TASK: Print nothing but the lines from the start of the listing below through the line that contains "import React from 'react'". Do not include the pictures.

RECORDED INFORMATION:
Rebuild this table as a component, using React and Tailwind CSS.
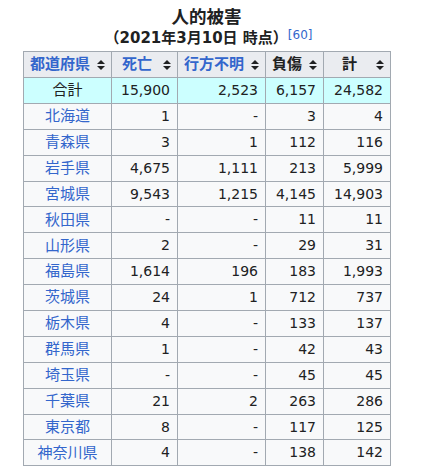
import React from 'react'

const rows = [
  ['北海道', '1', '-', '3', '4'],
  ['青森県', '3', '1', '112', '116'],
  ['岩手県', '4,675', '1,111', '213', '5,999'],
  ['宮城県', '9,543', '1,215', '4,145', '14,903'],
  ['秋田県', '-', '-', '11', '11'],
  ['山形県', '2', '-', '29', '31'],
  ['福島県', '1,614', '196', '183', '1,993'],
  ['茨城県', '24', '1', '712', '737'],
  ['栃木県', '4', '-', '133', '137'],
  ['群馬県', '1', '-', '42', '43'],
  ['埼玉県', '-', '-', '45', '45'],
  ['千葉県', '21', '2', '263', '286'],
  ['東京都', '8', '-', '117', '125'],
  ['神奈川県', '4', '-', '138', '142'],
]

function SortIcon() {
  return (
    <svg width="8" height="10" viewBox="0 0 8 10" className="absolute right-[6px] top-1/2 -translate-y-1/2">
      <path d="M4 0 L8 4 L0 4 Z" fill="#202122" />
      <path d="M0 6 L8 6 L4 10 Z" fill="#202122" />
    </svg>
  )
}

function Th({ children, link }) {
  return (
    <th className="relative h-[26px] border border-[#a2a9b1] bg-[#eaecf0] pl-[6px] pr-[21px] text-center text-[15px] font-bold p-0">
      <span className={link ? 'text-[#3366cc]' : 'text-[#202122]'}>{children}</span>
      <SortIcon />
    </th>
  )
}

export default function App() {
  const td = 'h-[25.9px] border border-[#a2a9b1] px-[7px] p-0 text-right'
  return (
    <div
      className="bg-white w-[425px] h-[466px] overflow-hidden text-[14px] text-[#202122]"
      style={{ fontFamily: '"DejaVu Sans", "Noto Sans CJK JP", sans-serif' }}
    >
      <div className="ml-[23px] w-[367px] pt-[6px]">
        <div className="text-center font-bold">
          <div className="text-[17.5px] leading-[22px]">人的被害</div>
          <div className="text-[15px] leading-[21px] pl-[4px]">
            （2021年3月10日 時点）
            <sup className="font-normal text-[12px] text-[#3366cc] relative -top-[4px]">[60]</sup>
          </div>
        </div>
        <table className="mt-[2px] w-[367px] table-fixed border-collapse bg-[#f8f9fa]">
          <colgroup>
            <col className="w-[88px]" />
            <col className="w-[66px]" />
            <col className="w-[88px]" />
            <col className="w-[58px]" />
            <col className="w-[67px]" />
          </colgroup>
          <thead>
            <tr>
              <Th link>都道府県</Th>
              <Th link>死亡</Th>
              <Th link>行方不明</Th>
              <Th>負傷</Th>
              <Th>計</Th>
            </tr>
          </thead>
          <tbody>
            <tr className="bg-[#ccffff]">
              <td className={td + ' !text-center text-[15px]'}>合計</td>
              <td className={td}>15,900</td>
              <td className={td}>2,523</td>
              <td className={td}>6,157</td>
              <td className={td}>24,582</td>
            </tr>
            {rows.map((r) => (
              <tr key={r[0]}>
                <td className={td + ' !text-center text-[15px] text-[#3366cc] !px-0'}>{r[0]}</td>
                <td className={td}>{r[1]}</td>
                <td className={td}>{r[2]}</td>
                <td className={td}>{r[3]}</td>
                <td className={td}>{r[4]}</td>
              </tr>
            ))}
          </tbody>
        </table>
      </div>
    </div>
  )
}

TASK SOLUTION:
Rebuild this table as a component, using React and Tailwind CSS.
import React from 'react'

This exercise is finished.